By the morning of 14 November, the military expedition was over and the British forces returned to their ships, having suffered light casualties of five killed and 34 wounded. Arab losses are unknown, but were probably significant, while the damage done to the Al Qasimi fleets was severe: a significant portion of their vessels had been destroyed.

Following the 1809 campaign, an 1815 arrangement was made between the British and the Al Qasimi. However, by 1819 it was clear the arrangement had broken down and so in November of that year, the British embarked on a second expedition against the Al Qasimi at Ras Al Khaimah, led by Major-General William Keir Grant.

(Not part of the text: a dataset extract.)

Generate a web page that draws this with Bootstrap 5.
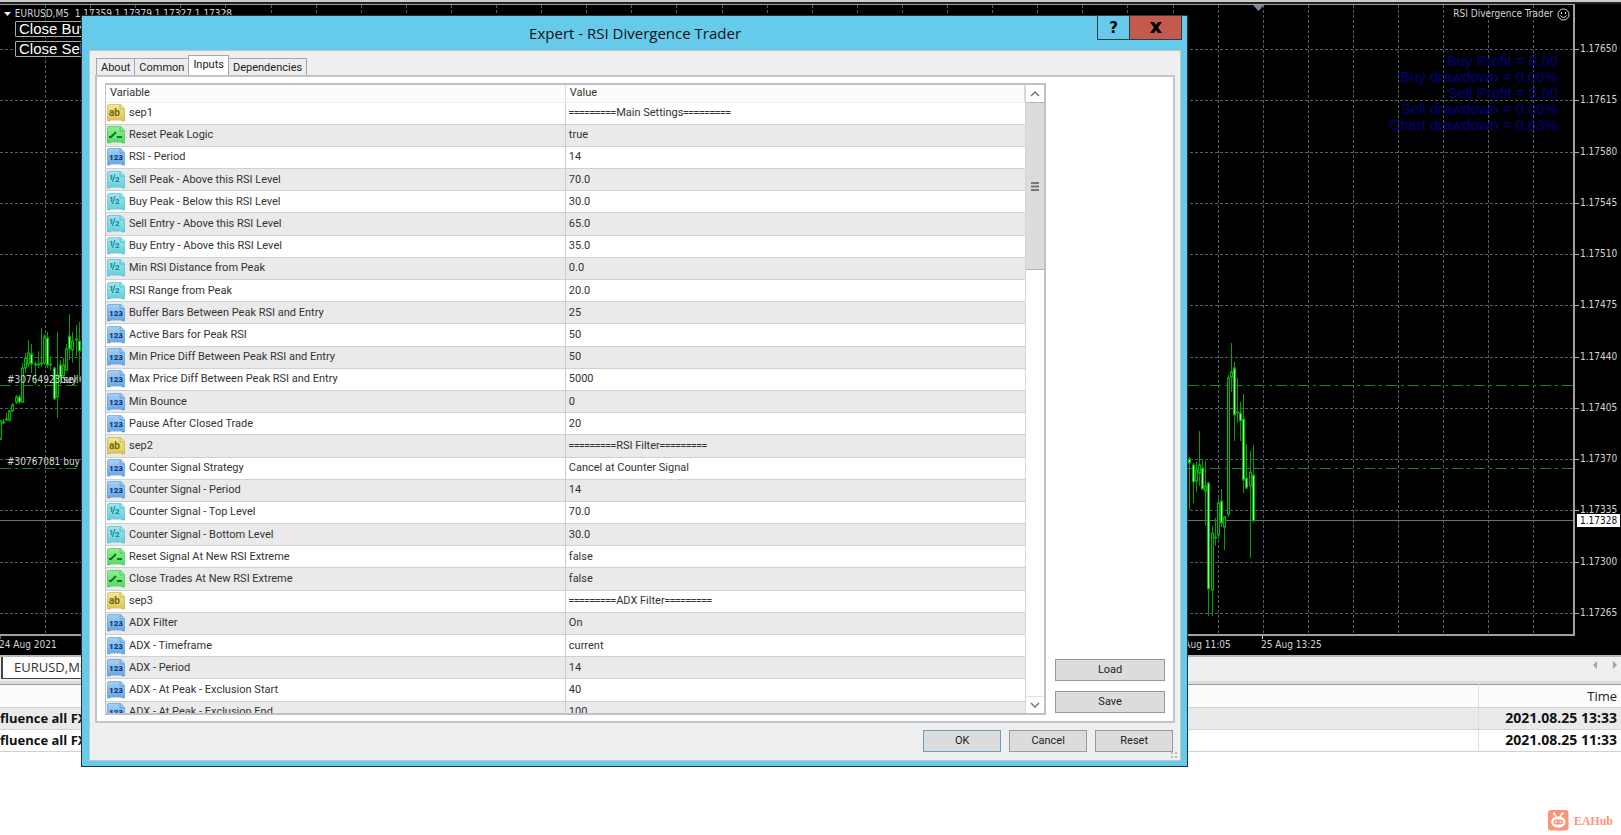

The force gathered off the coast of Ras Al Khaimah on 25 and 26 November and, on 2 and 3 December, troops were landed south of the town and set up batteries of guns and mortars and, on 5 December, the town was bombarded from both land and sea for a period of four days, until, on 9 December, the fortress and town of Ras Al Khaimah were stormed and found to be practically deserted. On the fall of Ras Al Khaimah, three cruisers were sent to blockade Rams to the North and this, too was found to be deserted and its inhabitants retired to the 'impregnable' hill-top fort of Dhayah.

The British landed a force at Rams on 18 December, which fought its way inland through date plantations to Dhayah Fort on the 19th. There, 398 men and another 400 women and children held out, without sanitation, water or effective cover from the sun, for three days under heavy fire from mortars and 12-pound cannon.

The two 24-pound cannon from HMS Liverpool which had been used to bombard Ras Al Khaimah from the landward side were once again pressed into use and dragged across the plain from Rams, a journey of some four miles. Each of the guns weighed over 2 tonnes. After enduring two hours of sustained fire from the big guns, which breached the fort's walls, the last of the Al Qasimi surrendered at 10.30 on the morning of 22 December.[3]

In January 1820, the British imposed the General Maritime Treaty of 1820 signed by Sheikh Sultan Bin Saqr Al Qasimi of Sharjah who was reinstated by the British in Ras Al Khaimah after the deposition of Hassan bin Rahma Al Qasimi. The treaty stipulated the end of piracy and slavery, and laid the foundation for the British protectorate over the Trucial States that lasted until December 1971.

A British protectorate from this point forward, as one of the Trucial States, in 1869, Ras Al Khaimah became fully independent from neighbouring Sharjah. From September 1900 to 7 July 1921, it was re-incorporated into Sharjah; the last governor became its next independent ruler.

The last of the Trucial States to join the newly independent United Arab Emirates, on 10 February 1972, Ras Al Khaimah, under the leadership of Sheikh Saqr bin Mohammad Al Qasimi, joined the United Arab Emirates following the Iranian seizure of Abu Musa and the Greater and Lesser Tunbs.